Marx p122「固定資本と流動資本に関する理論(1)」

 家計簿をつけたり、小さな企業の借方勘定や貸方勘定を仕分けしているだけでも面倒なのに、マクロな経済を一辺に学ぼうとしても、七面倒くさいうえに、21世紀の現代にあてはまっていないのではないか、という疑問がどこまでも付きまとう。しかし、研究者たちは、牽強付会にあちこちくっつけては、さまざまな解釈をしてくれる。たしかにそれはそれで、わかったような気にはなるのだが、やっぱり、どこか抜けてるよなぁ~。

 なぜ社会主義では恐慌が起きないか
 資本主義社会ではない社会だと、これはどうなるのでしょうか。
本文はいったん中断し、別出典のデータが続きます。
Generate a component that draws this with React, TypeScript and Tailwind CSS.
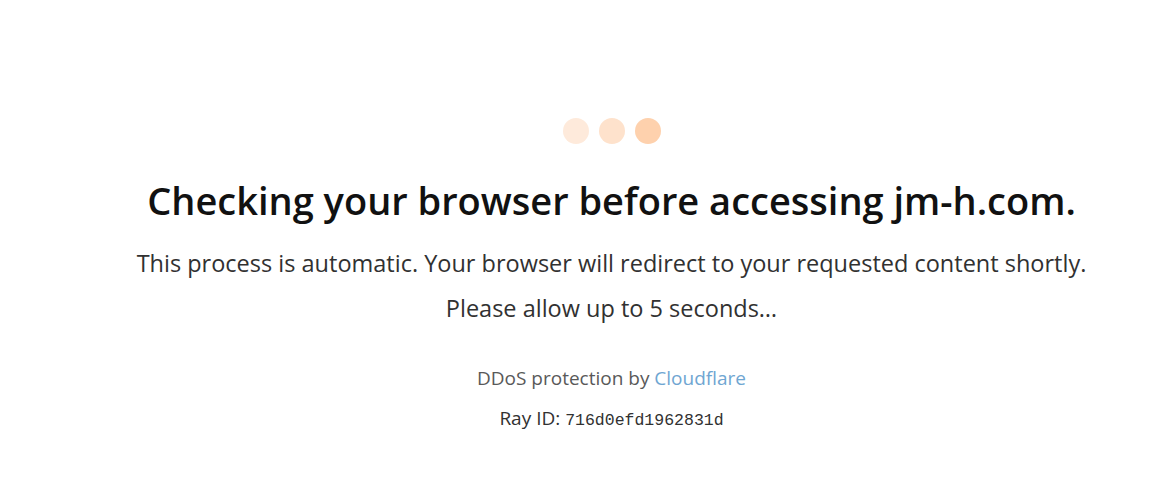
import React from "react";

export default function App() {
  return (
    <div
      className="w-[1175px] h-[500px] bg-white flex flex-col items-center pl-[48px]"
      style={{ fontFamily: '"Open Sans", "Noto Sans", sans-serif' }}
    >
      <div className="flex gap-[10px] mt-[118px]">
        <div className="w-[26px] h-[26px] rounded-full bg-[#feeadb]" />
        <div className="w-[26px] h-[26px] rounded-full bg-[#fee2cc]" />
        <div className="w-[26px] h-[26px] rounded-full bg-[#fed1ad]" />
      </div>
      <h1 className="mt-[34px] text-[38px] leading-[44px] font-semibold text-[#111111] whitespace-nowrap">
        Checking your browser before accessing jm-h.com.
      </h1>
      <p className="mt-[25px] text-[23.5px] leading-[32px] text-[#313131] whitespace-nowrap">
        This process is automatic. Your browser will redirect to your requested content shortly.
      </p>
      <p className="mt-[13px] text-[23.5px] leading-[32px] text-[#313131] whitespace-nowrap">
        Please allow up to 5 seconds…
      </p>
      <p className="mt-[42px] text-[19px] leading-[24px] text-[#595959] whitespace-nowrap">
        DDoS protection by <span className="text-[#6fa6d2]">Cloudflare</span>
      </p>
      <p className="mt-[16px] text-[19px] leading-[24px] text-[#313131] whitespace-nowrap">
        Ray ID:{" "}
        <span
          style={{ fontFamily: '"Liberation Mono", monospace' }}
          className="text-[16.5px]"
        >
          716d0efd1962831d
        </span>
      </p>
    </div>
  );
}
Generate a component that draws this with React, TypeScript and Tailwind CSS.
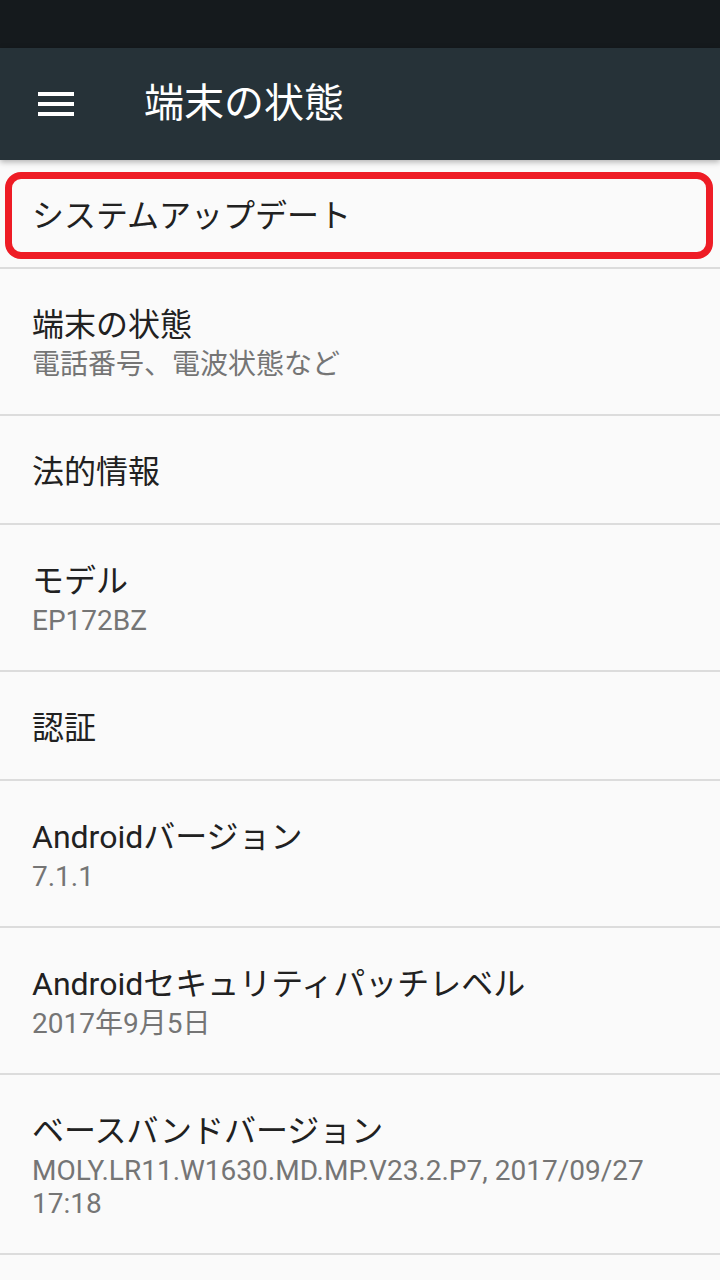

それは実は問題にならないといいます。なぜか、そうした社会では計画的な過剰な生産が行われることで、在庫として供給される。生産調整が計画的に行われることで過剰生産が恐慌へと導かれないというわけです。生産が増えることはそれ自体問題ではない。しかし資本主義では生産が無政府的であり、それが予期せぬ過剰生産、過小生産を引き起こす。それが経済を行き詰まらせ、破綻に至るというわけです。
的場 p243「単純再生産」

 18世紀なかばにマルクスによってつぶやかれたこのような論理が、その当時や20世紀に信仰されていたとしても、それから1.5世紀が経過した21世紀の今日において、このような卓上の空想論を鵜呑みにするようなロウドウシャは絶無に近い。もしそれを信仰しているとすれば、それは迷信というに、さもふさわしいであろう。

 なにが抜けているのかなんて、いまさらここで言うことでもあるまい。徹頭徹尾、不足しているものがある。また、徹頭徹尾、それを抜いたからこそ、マルクシズムや共産主義として存在し得たのであろう。でも、それってやっぱりいびつだ。全体的ではない。全体的ではない、ということは、人間的ではない、ということであるし、真実でもない、ということになる。